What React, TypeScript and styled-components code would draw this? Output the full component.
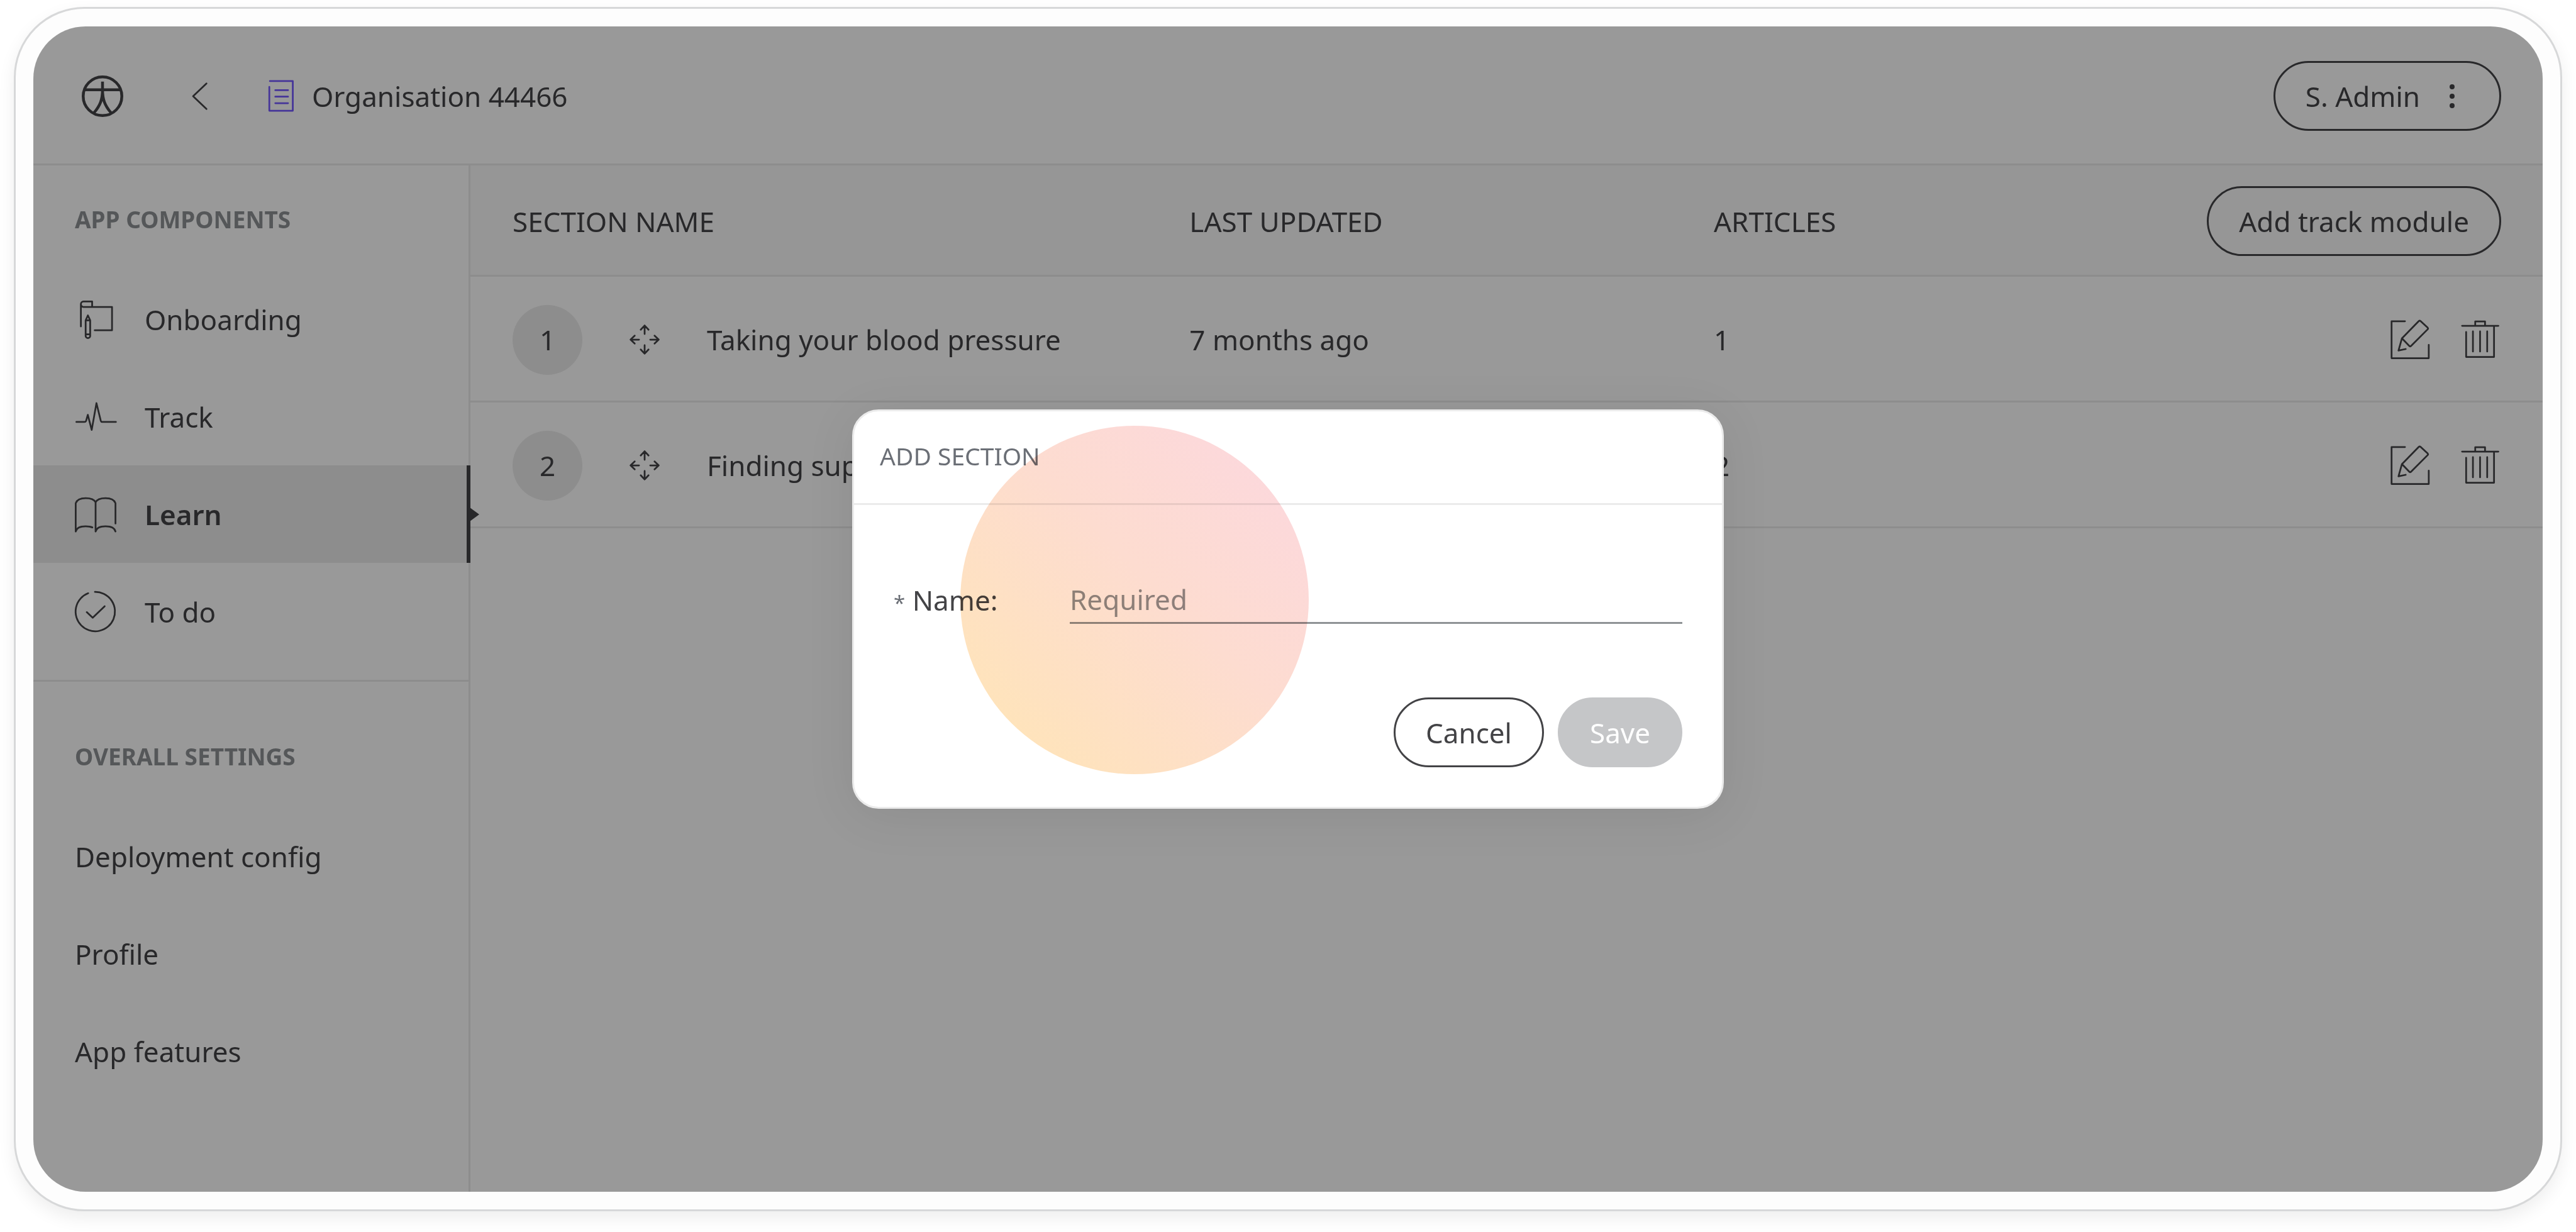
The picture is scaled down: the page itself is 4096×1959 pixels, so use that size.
import React from "react";
import styled, { createGlobalStyle, css } from "styled-components";

const color = {
  ink: "#434346",
  muted: "#8e9295",
  title: "#6b6f76",
  line: "#ebebeb",
  accent: "#7357ff",
  disabled: "#c5c6c8",
};

const GlobalStyle = createGlobalStyle`
  *, *::before, *::after { box-sizing: border-box; }
  body {
    margin: 0;
    background: #ffffff;
    color: ${color.ink};
    font-family: "Noto Sans", "Open Sans", sans-serif;
    font-size: 44px;
    line-height: 60px;
  }
  button, input { font: inherit; color: inherit; }
`;

const Page = styled.div`
  display: flex;
  min-height: 100vh;
  padding: 11px 22px 33px;
`;

const Frame = styled.div`
  display: flex;
  flex: 1;
  padding: 28px;
  border: 3px solid #d7d8d9;
  border-radius: 112px;
  background: #fdfdfd;
  box-shadow: 0 11px 28px rgba(0, 0, 0, 0.07);
`;

const Screen = styled.div`
  position: relative;
  display: flex;
  flex: 1;
  flex-direction: column;
  overflow: hidden;
  border-radius: 83px;
  background: #ffffff;
`;

const TopBar = styled.header`
  display: flex;
  align-items: center;
  height: 221px;
  padding: 3px 66px 0 77px;
  border-bottom: 3px solid ${color.line};
`;

const BackButton = styled.button`
  display: flex;
  margin: 0 74px 0 89px;
  padding: 0;
  border: 0;
  background: none;
`;

const Organisation = styled.div`
  display: flex;
  flex: 1;
  align-items: center;
  gap: 27px;
`;

const PillButton = styled.button<{ $filled?: boolean }>`
  display: inline-flex;
  align-items: center;
  height: 111px;
  padding: 0 48px;
  border: 3px solid ${color.ink};
  border-radius: 56px;
  background: none;
  white-space: nowrap;
  ${(p) =>
    p.$filled &&
    css`
      border-color: ${color.disabled};
      background: ${color.disabled};
      color: #ffffff;
    `}
`;

const UserButton = styled(PillButton)`
  gap: 18px;
  padding-right: 42px;
`;

const Body = styled.div`
  display: flex;
  flex: 1;
`;

const Sidebar = styled.nav`
  flex: none;
  width: 695px;
  border-right: 3px solid ${color.line};
`;

const NavGroup = styled.section`
  & + & {
    margin-top: 31px;
    padding-top: 33px;
    border-top: 3px solid ${color.line};
  }
`;

const NavHeading = styled.h2`
  margin: 0;
  padding: 61px 66px 56px;
  color: ${color.muted};
  font-size: 37px;
  font-weight: 700;
  line-height: 50px;
`;

const NavList = styled.ul`
  margin: 0;
  padding: 0;
  list-style: none;
`;

const NavLink = styled.a<{ $active?: boolean }>`
  position: relative;
  display: flex;
  align-items: center;
  gap: 45px;
  height: 155px;
  padding: 0 66px;
  color: inherit;
  text-decoration: none;
  ${(p) =>
    p.$active &&
    css`
      margin-right: -3px;
      border-right: 6px solid ${color.ink};
      background: ${color.line};
      font-weight: 600;
      &::after {
        content: "";
        position: absolute;
        top: 50%;
        left: 100%;
        margin: -11px 0 0 5px;
        border: solid transparent;
        border-width: 11px 0 11px 15px;
        border-left-color: ${color.ink};
      }
    `}
`;

const Main = styled.main`
  flex: 1;
  min-width: 0;
`;

const SectionTable = styled.table`
  width: 100%;
  border-collapse: separate;
  border-spacing: 0;
  table-layout: fixed;
`;

const HeadCell = styled.th`
  height: 177px;
  padding: 3px 0 0;
  border-bottom: 3px solid ${color.line};
  background: #fbfbfb;
  font-weight: 400;
  text-align: left;
  white-space: nowrap;
  &:first-child { padding-left: 67px; }
  &:last-child { padding-right: 66px; text-align: right; }
`;

const Cell = styled.td`
  height: 200px;
  padding: 3px 0 0;
  border-bottom: 3px solid ${color.line};
  white-space: nowrap;
  &:first-child { padding-left: 67px; }
  &:last-child { padding-right: 66px; }
`;

const NameCell = styled.div`
  display: flex;
  align-items: center;
  gap: 66px;
`;

const Order = styled.span`
  display: flex;
  align-items: center;
  justify-content: center;
  width: 111px;
  height: 111px;
  border-radius: 50%;
  background: ${color.line};
`;

const Actions = styled.div`
  display: flex;
  justify-content: flex-end;
  gap: 45px;
`;

const IconButton = styled.button`
  display: flex;
  padding: 0;
  border: 0;
  background: none;
`;

const Backdrop = styled.div`
  position: absolute;
  inset: 0;
  display: flex;
  align-items: center;
  justify-content: center;
  background: rgba(0, 0, 0, 0.4);
`;

const Modal = styled.form`
  position: relative;
  width: 1386px;
  max-width: 100%;
  overflow: hidden;
  border: 3px solid ${color.line};
  border-radius: 42px;
  background: #ffffff;
  box-shadow: 0 11px 80px rgba(0, 0, 0, 0.08);
`;

const ModalTitle = styled.h3`
  display: flex;
  align-items: center;
  height: 149px;
  margin: 0;
  padding: 0 41px 4px;
  border-bottom: 3px solid ${color.line};
  color: ${color.title};
  font-size: 39px;
  font-weight: 400;
`;

const ModalBody = styled.div`
  display: flex;
  flex-direction: column;
  gap: 117px;
  padding: 114px 63px 63px;
`;

const Field = styled.div`
  display: flex;
  align-items: center;
`;

const Label = styled.label`
  flex: none;
  width: 280px;
  padding-top: 3px;
`;

const Asterisk = styled.span`
  color: ${color.title};
  font-size: 33px;
`;

const TextInput = styled.input`
  flex: 1;
  min-width: 0;
  height: 75px;
  padding: 0;
  border: 0;
  border-bottom: 3px solid ${color.muted};
  border-radius: 0;
  outline: 0;
  background: none;
  &::placeholder { color: ${color.muted}; opacity: 1; }
`;

const ModalActions = styled.div`
  display: flex;
  justify-content: flex-end;
  gap: 22px;
`;

const Spotlight = styled.div`
  position: absolute;
  top: 23px;
  left: 169px;
  width: 554px;
  height: 554px;
  border-radius: 50%;
  background: linear-gradient(45deg, #ffe6b4, #fddcd0 55%, #fcd7e0);
  mix-blend-mode: multiply;
  pointer-events: none;
`;

const Glyph = styled.svg`
  display: block;
  flex: none;
  overflow: visible;
  fill: none;
  stroke: currentColor;
  stroke-width: 4;
  stroke-linecap: round;
  stroke-linejoin: round;
`;

const DocGlyph = styled(Glyph)`
  color: ${color.accent};
`;

function Icon({ d }: { d: string }) {
  return (
    <Glyph width="66" height="66" viewBox="0 0 96 96" aria-hidden="true">
      <path d={d} />
    </Glyph>
  );
}

const paths = {
  back: "M63 18.5L32 48L63 77.5",
  onboarding:
    "M14 64V12.5C14 9 16.5 6.5 20 6.5H40V19M14 12.5C14 16.5 16.5 19 20 19H86V73H46M25 50L30.2 38.5L35.5 50V86A5.2 5 0 0 1 25 86ZM25 50H35.5M25 82.5H35.5",
  track:
    "M3.5 59.5H22Q25 59.5 26 57L30 43L39 78L50 16L60 57Q60.7 59.5 63 59.5H95",
  learn:
    "M2 87.5V22C5 14 14 10.5 25 10.5S45 14 48 20C51 14 60 10.5 71 10.5S91 14 94 22V69M48 20V87.5C50 79 60 75.5 71 75.5S92 79 94 87.5M2 87.5C4 79 14 75.5 25 75.5C31 75.5 36 76 40.5 78",
  todo: "M46.5 1.8A45.5 45.5 0 1 1 31 4.8M27.5 48.5L41.3 61.5L69 35",
  move: "M48 35V15.5M39 25L48 15.5L57 25M48 61V80.5M39 71L48 80.5L57 71M35 48H15.5M25 39L15.5 48L25 57M61 48H80.5M71 39L80.5 48L71 57",
  edit: "M35 5.5H4V91H90V60M28 45L67 5.2Q69 3.5 71 5.2L87.5 20.5Q89.2 22.5 87.5 24.2L48.8 62.8Q47 64.5 45.2 62.8ZM28 45L20 73.3L36.6 69.8",
  trash:
    "M5.6 16H89.5M36 16V6H58.7V16M15 30.5V88H79.5V16M30.7 29V75.5M47.2 29V75.5M63.7 29V75.5",
};

const components = [
  { label: "Onboarding", d: paths.onboarding },
  { label: "Track", d: paths.track },
  { label: "Learn", d: paths.learn, active: true },
  { label: "To do", d: paths.todo },
];

const settings = ["Deployment config", "Profile", "App features"];

const sections = [
  { name: "Taking your blood pressure", updated: "7 months ago", articles: 1 },
  { name: "Finding sup", updated: "", articles: 2 },
];

export default function App() {
  return (
    <Page>
      <GlobalStyle />
      <Frame>
        <Screen>
          <TopBar>
            <Glyph width="66" height="66" viewBox="0 0 96 96" role="img" aria-label="Home">
              <g strokeWidth="6.6" strokeLinecap="butt">
                <circle cx="48" cy="48" r="44.7" />
                <path d="M48 14.3V42M7.3 33H88.7M48 33C48 55 43 69 28.5 86M48 33C48 55 53 69 67.5 86" />
              </g>
            </Glyph>
            <BackButton type="button" aria-label="Back">
              <Icon d={paths.back} />
            </BackButton>
            <Organisation>
              <DocGlyph width="44" height="66" viewBox="0 0 64 96" aria-hidden="true">
                <path d="M6 13H59V81.5H4.7V26.5M18.5 34H48M18.5 49H48M18.5 64H48" />
              </DocGlyph>
              Organisation 44466
            </Organisation>
            <UserButton type="button">
              S. Admin
              <Glyph width="66" height="66" viewBox="0 0 96 96" aria-hidden="true">
                <g fill="currentColor" stroke="none">
                  <circle cx="48" cy="26.2" r="5.8" />
                  <circle cx="48" cy="48" r="5.8" />
                  <circle cx="48" cy="69.8" r="5.8" />
                </g>
              </Glyph>
            </UserButton>
          </TopBar>

          <Body>
            <Sidebar>
              <NavGroup>
                <NavHeading>APP COMPONENTS</NavHeading>
                <NavList>
                  {components.map((item) => (
                    <li key={item.label}>
                      <NavLink href="#" $active={item.active}>
                        <Icon d={item.d} />
                        {item.label}
                      </NavLink>
                    </li>
                  ))}
                </NavList>
              </NavGroup>
              <NavGroup>
                <NavHeading>OVERALL SETTINGS</NavHeading>
                <NavList>
                  {settings.map((label) => (
                    <li key={label}>
                      <NavLink href="#">{label}</NavLink>
                    </li>
                  ))}
                </NavList>
              </NavGroup>
            </Sidebar>

            <Main>
              <SectionTable>
                <colgroup>
                  <col style={{ width: "34.7%" }} />
                  <col style={{ width: "25.3%" }} />
                  <col style={{ width: "20%" }} />
                  <col />
                </colgroup>
                <thead>
                  <tr>
                    <HeadCell>SECTION NAME</HeadCell>
                    <HeadCell>LAST UPDATED</HeadCell>
                    <HeadCell>ARTICLES</HeadCell>
                    <HeadCell>
                      <PillButton type="button">Add track module</PillButton>
                    </HeadCell>
                  </tr>
                </thead>
                <tbody>
                  {sections.map((section, index) => (
                    <tr key={section.name}>
                      <Cell>
                        <NameCell>
                          <Order>{index + 1}</Order>
                          <Icon d={paths.move} />
                          {section.name}
                        </NameCell>
                      </Cell>
                      <Cell>{section.updated}</Cell>
                      <Cell>{section.articles}</Cell>
                      <Cell>
                        <Actions>
                          <IconButton type="button" aria-label="Edit section">
                            <Icon d={paths.edit} />
                          </IconButton>
                          <IconButton type="button" aria-label="Delete section">
                            <Icon d={paths.trash} />
                          </IconButton>
                        </Actions>
                      </Cell>
                    </tr>
                  ))}
                </tbody>
              </SectionTable>
            </Main>
          </Body>

          <Backdrop>
            <Modal role="dialog" aria-labelledby="add-section">
              <ModalTitle id="add-section">ADD SECTION</ModalTitle>
              <ModalBody>
                <Field>
                  <Label htmlFor="section-name">
                    <Asterisk>*</Asterisk> Name:
                  </Label>
                  <TextInput id="section-name" type="text" placeholder="Required" />
                </Field>
                <ModalActions>
                  <PillButton type="button">Cancel</PillButton>
                  <PillButton type="submit" $filled disabled>
                    Save
                  </PillButton>
                </ModalActions>
              </ModalBody>
              <Spotlight />
            </Modal>
          </Backdrop>
        </Screen>
      </Frame>
    </Page>
  );
}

---+---

Problem statement:
Look through the material above and work out how many of its lines contain "size". State the number only.

Response to the exercise:
5